On the website tjalda.is, which lists all campsites in Iceland, you can see that some of have access to washing machine, such as the camp site in Akureyri and the camp site in Laugardalur in Reykjavík.

Otherwise, you might just have to seek out a hot spring to do your laundry as Icelanders used to do back in the days.

What are those heaps of stones that I saw during my travels in Iceland?

Q: During my travels in Iceland last August I sometimes saw heaps of stones in the countryside, for example in a field near Þingvellir or near Dyrhólaey.

What are they?

Stefano Galeazzi, Italy

A: The heaps of stones you refer to are called steinvarða (or simply varðavörður plural), or cairns in English. Cairns are often built as landmarks, for example along hiking paths, and were important for people to find the way before the age of GPS.

The making of cairns goes back centuries; the Icelandic settlers of the 9th and 10th centuries AD used cairns to mark their way on expeditions.

Some place names in Iceland indicate the presence of cairns, such as Fimmvörðuháls (‘five cairn hill’).

Nowadays, people sometimes make cairns just for fun or add stones to cairns on mountaintops to leave something behind.

While they are common, the building of cairns is not encouraged.

Item number four on the Environmental Agency of Iceland’s Traveller’s Code reads: “Never dislodge stones or build cairns.”

As Guðbjörg Gunnarsdóttir, national park ranger at the Environmental Agency of Iceland, told Iceland Review Street Edition (see page 12 of issue 4), a campaign is needed to bring awareness about the impacts of building cairns; the removal of rocks from the terrain to build cairns leaves scars in the land.

ZR

Secret Waterfall

Q: I stumbled upon a picture of Skútufoss. I’d like to visit the waterfall myself but to my surprise, I can’t get any info on its location. Do you know where is it?

Janusz, Poland.

A: It’s true that it was difficult to find information about the waterfall online. We found it in our Atlas, though. It is located about ten kilometers (6.2 miles) northeast of Hvolsvöllur, near Vatnsdalsfjall mountain (see the above image).

ZR

Snakes and Spiders in Iceland

Q: How bad are the midges/mosquitoes/flies in late August? And does Iceland have big snakes and even bigger spiders?

Barbara, United States

A: Iceland is actually one of the only places in the world where mosquitoes are not endemic.

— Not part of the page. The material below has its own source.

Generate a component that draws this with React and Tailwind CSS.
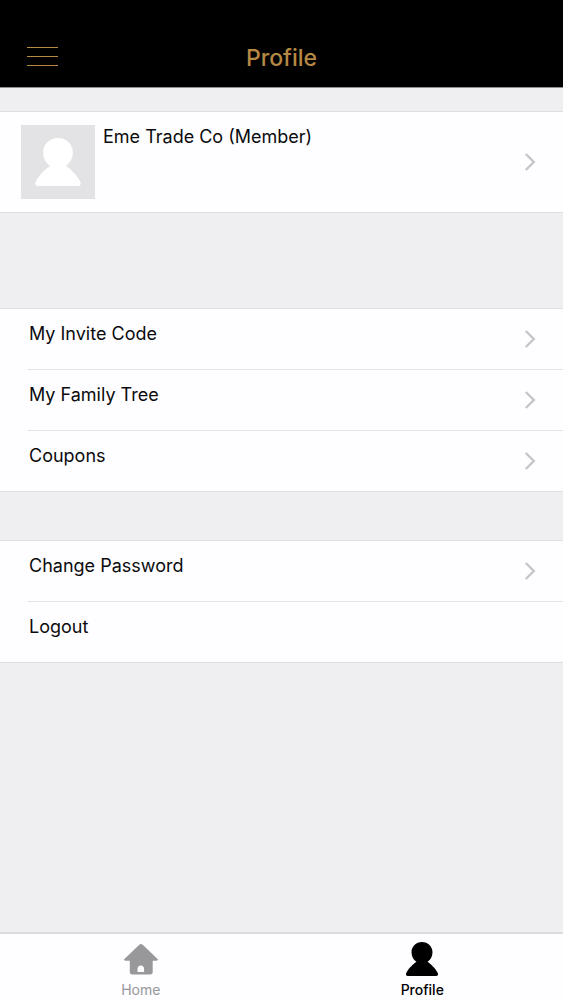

The female black fly, also known as the buffalo gnat, will bite once after laying her eggs. This usually happens in late May to early June, although if conditions allow, some years a second generation of flies will breed later in the summer. Black flies breed in bodies of water, and for the most part remain near there for their entire life cycle, and so aren’t particularly noticeable in urban areas.

Since they don’t routinely rely on blood for sustenance, they aren’t a great bother in that sense, but they are attracted to the smell of carbon dioxide, and so in areas near lakes and streams where they gather in swarms, they can be a nuisance by getting in your face, eyes and ears.

There are no snakes in Iceland, and few spider species, none of which are dangerous to humans.

Yellow jackets have been found in Iceland since 1973, and can get somewhat aggressive around late August to early September. They tend to buzz around trashcans and are attracted to people eating and drinking at outside cafés.